The function `tree.layout` returns an object that holds the `x` and `y` coordinates for nodes and edges of the tree, depending on which layout algorithm the user has requested. This exposes the data generated by the layout for subsequent annotation of the plot — a rather different approach to that taken by the plot functions in the `ape` package, which otherwise yields the same basic plots shown above.

So what’s the point? Now that we have the layout data, we have the freedom to add any customization we can think of to the tree visualization.

Flu example

Here is the source code to reproduce one of the example figures from the ggtree application note:

# some pre-processing to add dN/dS data to tree, see vignette
L <- tree.layout(flu, 'r')
plot(L, cex=0.6, type='n', mar=c(3,1,0,20), label='n')

# map dN/dS values to colours
pal <- colorRampPalette(c('#0072B2', '#D55E00'))(20)
breaks <- c(seq(0, 1.5, length.out=19), 1000)
col <- pal[as.integer(cut(L$edges$dnds, breaks=breaks))]

# draw labels
host <- ifelse(grepl('Swine', L$nodes$label), '#E41A1C', '#377EB8')
text(L, align=TRUE, cex=0.75, col=host)

# draw tree
lines(L, col=col, lwd=3)
axis(side=1, at=seq(0, 20, 5), labels=seq(1990, 2010, 5), line=-2)

# draw points on tips
points(L, pch=20, col=host, cex=ifelse(L$nodes$n.tips==0, 1.5, 0))

# map colors from edges to nodes
index <- L$edges$child[L$edges$isTip] 
draw.guidelines(L, col=host[index])

# load genotype data (example from ggtree)
path <- system.file("extdata/Genotype.txt", package="ggfree")
geno <- read.table(path, header=T, sep='\t', na.strings='')
geno <- geno[match(flu$tip.label, row.names(geno)), ]

# draw boxes
require(RColorBrewer)
col <- brewer.pal(3, 'Set2')
image(L, geno[index, ], xlim=c(30, 37), col=col, cex.axis=0.75, line=-2)

Note that most of the functions being used here are generic S3 methods in base R (namely, plot, text, lines, points and image).

Birds example

Here is code for decorating a phylogeny of bird families with the numbers of species:

data(bird.families)

# taxonomic info from BirdLife International
path <- system.file("extdata/birdlife.csv", package='ggfree')
birds <- read.csv(path, row.names=1)

# some entries are missing
missing <- data.frame(
  Family=c("Dendrocygnidae", "Bucorvidae", "Rhinopomastidae", "Dacelonidae", "Cerylidae", "Centropidae", "Coccyzidae", "Crotophagidae", "Neomorphidae", "Batrachostomidae", "Eurostopodidae", "Chionididae", "Eopsaltriidae"),
  Count=c(8, 2, 3, 70, 9, 10, 13, 4, 6, 5, 3, 2, 44)
)
birds <- rbind(birds, missing)

# map information to tree
index <- match(bird.families$tip.label, birds$Family)

require(RColorBrewer)
pal <- brewer.pal(9, 'Blues')[2:9]
bins <- as.integer(cut(log(birds$Count[index]), breaks=8))

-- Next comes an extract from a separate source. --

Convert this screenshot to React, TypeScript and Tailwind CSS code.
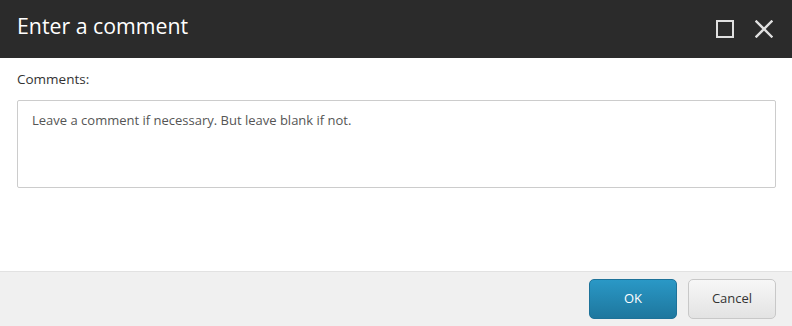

# draw the tree, offsetting the labels for our image
L <- tree.layout(bird.families, type='o')
plot(L, cex.lab=0.7, offset=2, mar=rep(5,4), col='chocolate')
image(L, z=as.matrix(bins), xlim=c(28.5,30), col=pal)

Other works

  • @aronekuld’s beeswarm provides a nice implementation of dot plots where overlapping points are displaced away from the vertical axis so they can be seen individually.